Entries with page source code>
──────

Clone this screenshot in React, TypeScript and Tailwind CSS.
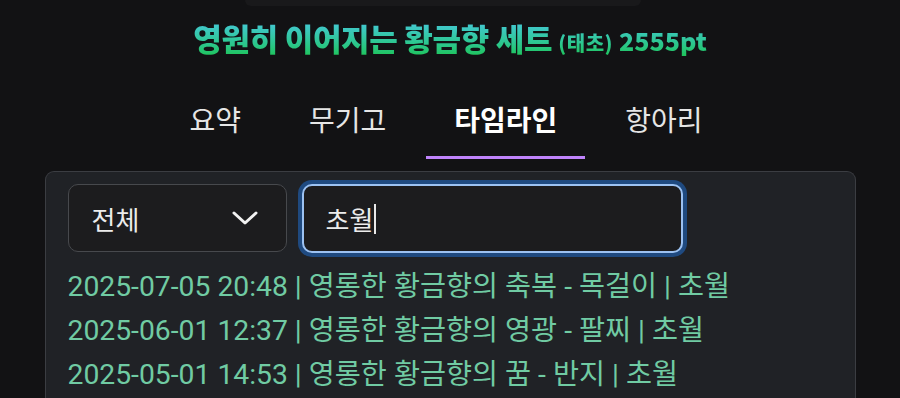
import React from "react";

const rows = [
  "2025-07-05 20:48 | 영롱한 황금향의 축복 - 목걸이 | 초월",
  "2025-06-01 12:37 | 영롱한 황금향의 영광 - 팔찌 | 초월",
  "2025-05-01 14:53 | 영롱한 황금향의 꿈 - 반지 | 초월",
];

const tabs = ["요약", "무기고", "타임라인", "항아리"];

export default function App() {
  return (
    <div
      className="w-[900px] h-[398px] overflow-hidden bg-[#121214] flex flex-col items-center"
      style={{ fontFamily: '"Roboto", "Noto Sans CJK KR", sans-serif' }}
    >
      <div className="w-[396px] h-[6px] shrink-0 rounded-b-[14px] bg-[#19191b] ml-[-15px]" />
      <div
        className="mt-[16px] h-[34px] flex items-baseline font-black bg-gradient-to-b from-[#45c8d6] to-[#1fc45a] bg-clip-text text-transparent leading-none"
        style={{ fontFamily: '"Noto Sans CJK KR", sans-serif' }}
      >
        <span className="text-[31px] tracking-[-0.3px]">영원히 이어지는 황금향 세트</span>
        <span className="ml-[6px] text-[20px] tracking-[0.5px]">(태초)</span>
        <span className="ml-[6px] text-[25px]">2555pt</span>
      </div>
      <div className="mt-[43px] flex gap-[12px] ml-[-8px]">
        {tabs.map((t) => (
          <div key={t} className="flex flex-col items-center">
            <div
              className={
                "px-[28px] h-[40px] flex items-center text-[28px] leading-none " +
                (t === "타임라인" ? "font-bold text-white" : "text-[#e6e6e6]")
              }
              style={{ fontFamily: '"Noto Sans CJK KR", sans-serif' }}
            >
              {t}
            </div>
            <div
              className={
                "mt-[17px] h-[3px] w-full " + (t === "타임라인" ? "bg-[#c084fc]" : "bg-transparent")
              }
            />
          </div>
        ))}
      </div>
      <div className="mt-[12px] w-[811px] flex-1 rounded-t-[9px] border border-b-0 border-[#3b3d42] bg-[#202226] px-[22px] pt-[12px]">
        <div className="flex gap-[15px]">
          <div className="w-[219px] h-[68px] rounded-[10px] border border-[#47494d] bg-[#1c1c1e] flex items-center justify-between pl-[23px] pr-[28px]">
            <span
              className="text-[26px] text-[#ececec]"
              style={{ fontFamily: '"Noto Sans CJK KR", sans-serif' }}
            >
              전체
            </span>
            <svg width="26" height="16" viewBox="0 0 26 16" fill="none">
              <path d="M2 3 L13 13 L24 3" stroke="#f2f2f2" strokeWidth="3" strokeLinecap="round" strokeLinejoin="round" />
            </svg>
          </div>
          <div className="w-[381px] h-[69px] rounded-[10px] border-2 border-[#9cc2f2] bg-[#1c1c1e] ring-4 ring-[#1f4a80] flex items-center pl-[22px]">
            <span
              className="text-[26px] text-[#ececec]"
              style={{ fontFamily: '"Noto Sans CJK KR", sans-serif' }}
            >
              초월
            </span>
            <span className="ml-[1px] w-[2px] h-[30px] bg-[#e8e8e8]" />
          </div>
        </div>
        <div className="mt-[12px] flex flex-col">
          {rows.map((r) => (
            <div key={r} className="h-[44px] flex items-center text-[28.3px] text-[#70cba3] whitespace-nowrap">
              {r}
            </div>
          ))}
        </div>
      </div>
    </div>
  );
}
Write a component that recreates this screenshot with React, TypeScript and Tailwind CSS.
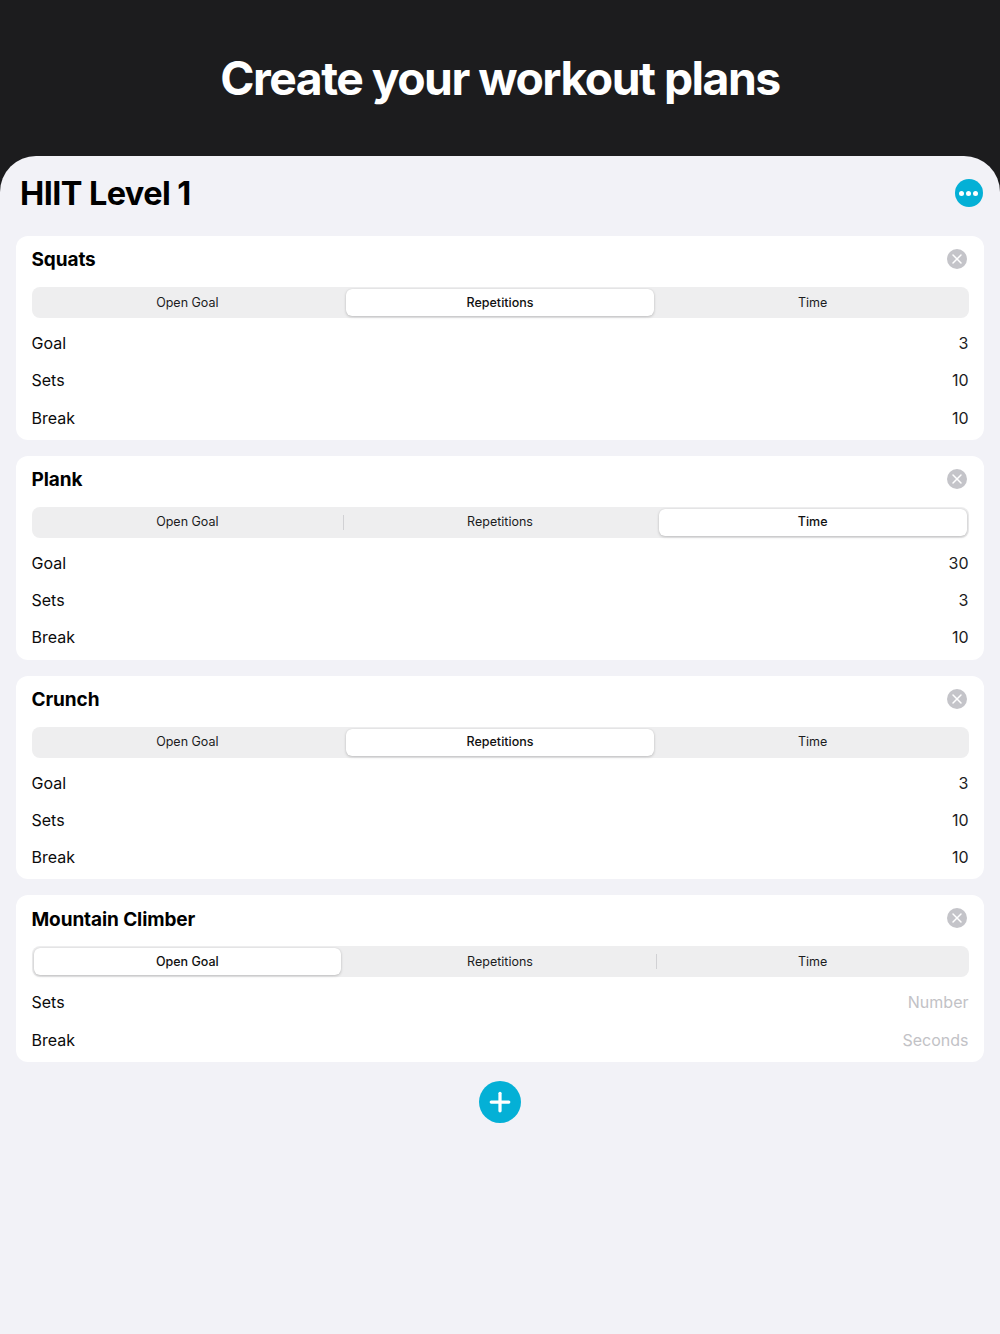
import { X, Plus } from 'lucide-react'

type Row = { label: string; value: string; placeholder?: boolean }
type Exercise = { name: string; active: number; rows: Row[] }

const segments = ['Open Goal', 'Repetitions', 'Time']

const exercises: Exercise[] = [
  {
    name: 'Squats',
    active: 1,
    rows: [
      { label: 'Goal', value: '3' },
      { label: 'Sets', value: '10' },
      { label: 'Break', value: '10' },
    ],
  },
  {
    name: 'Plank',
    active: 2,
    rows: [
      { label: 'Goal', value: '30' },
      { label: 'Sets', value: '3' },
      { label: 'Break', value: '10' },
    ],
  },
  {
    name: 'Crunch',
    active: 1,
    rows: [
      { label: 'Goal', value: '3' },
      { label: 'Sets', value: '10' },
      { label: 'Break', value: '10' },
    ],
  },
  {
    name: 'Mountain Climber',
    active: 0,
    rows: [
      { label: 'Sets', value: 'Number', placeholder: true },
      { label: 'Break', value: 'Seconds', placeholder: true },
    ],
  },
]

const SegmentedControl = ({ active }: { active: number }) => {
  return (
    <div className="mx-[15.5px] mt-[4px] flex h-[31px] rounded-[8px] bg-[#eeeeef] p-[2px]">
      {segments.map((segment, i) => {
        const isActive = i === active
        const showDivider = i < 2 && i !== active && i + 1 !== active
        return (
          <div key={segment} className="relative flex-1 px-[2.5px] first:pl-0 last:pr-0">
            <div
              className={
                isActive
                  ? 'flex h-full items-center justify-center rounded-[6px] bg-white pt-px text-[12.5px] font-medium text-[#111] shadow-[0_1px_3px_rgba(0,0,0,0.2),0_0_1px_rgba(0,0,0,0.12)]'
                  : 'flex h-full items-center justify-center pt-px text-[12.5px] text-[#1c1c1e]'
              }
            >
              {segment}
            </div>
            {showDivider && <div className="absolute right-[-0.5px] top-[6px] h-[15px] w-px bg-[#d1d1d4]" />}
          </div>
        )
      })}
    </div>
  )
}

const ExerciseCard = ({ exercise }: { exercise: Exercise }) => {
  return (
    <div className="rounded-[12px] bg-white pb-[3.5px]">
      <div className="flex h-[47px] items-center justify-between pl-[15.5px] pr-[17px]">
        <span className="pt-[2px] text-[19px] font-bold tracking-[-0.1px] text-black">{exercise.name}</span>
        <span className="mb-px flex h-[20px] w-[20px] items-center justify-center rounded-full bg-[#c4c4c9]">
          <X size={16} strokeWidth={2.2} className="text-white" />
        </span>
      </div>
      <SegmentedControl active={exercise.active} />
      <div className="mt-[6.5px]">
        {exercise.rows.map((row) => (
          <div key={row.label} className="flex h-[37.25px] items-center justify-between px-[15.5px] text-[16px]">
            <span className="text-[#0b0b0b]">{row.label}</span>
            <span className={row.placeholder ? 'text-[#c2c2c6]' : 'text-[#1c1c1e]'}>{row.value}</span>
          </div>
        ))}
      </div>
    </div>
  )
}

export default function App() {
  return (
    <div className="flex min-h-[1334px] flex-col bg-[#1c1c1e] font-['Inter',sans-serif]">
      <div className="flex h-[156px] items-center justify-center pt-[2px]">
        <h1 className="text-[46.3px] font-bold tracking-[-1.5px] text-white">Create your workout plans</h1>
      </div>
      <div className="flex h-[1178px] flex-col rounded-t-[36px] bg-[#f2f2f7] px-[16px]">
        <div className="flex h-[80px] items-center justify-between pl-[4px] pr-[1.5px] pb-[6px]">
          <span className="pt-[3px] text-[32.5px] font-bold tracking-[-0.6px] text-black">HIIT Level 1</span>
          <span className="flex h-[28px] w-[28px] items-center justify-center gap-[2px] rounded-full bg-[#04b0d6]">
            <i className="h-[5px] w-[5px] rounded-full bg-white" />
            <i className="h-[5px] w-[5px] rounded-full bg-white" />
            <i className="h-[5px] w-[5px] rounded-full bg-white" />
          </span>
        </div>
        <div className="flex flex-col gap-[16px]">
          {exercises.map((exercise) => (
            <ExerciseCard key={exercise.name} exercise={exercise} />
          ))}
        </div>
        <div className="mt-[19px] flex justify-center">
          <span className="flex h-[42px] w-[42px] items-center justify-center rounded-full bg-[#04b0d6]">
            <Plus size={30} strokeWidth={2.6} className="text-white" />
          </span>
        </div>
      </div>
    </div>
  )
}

──────

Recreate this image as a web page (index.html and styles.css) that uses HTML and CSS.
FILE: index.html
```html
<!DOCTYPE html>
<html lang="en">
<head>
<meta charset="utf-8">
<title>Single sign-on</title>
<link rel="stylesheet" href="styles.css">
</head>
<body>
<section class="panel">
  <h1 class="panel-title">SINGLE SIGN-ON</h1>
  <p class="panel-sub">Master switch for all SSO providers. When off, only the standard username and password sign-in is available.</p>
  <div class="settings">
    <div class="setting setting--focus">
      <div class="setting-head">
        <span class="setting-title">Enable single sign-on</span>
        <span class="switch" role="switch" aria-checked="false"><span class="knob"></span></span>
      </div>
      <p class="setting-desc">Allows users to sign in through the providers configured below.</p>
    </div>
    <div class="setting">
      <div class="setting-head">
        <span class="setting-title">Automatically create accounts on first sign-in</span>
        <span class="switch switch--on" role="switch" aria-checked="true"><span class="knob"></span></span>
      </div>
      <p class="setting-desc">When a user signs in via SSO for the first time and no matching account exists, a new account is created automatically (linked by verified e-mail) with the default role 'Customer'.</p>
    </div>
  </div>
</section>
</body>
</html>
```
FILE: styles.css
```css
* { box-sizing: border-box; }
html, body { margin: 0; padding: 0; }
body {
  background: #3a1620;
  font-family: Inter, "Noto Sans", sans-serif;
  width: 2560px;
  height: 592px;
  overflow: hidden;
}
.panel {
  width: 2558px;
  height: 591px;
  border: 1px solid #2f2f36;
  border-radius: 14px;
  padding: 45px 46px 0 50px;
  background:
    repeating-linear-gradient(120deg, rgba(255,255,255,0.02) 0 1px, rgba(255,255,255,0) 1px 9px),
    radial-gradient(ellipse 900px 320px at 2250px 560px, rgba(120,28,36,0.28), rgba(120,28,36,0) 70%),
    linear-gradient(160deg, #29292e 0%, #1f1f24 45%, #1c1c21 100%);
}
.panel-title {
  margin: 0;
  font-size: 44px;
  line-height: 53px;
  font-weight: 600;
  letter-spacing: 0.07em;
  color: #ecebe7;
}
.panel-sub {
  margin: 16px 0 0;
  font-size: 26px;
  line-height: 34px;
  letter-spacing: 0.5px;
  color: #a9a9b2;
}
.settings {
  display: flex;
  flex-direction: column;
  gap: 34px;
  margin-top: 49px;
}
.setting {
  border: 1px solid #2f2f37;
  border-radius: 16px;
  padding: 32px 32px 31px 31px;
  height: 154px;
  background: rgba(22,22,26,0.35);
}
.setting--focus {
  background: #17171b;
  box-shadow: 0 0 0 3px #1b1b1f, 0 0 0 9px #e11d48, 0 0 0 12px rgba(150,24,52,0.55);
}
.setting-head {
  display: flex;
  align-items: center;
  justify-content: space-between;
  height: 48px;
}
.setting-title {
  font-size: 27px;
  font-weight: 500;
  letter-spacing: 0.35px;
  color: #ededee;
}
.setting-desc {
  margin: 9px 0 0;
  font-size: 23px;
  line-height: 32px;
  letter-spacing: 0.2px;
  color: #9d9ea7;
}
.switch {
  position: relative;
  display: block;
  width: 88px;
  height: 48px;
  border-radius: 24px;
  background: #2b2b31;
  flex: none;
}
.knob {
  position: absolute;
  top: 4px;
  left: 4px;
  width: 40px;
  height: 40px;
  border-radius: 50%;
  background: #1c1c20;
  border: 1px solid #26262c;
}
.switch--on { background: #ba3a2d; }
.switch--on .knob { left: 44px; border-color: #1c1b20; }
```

──────

AIM OF THE EXERCISE> The lines to reproduce run from the one above containing "Write a component" through the one containing "const segments = ['Open". Copy them exactly and leave out all pictures.

THE ANSWER>
Write a component that recreates this screenshot with React, TypeScript and Tailwind CSS.
import { X, Plus } from 'lucide-react'

type Row = { label: string; value: string; placeholder?: boolean }
type Exercise = { name: string; active: number; rows: Row[] }

const segments = ['Open Goal', 'Repetitions', 'Time']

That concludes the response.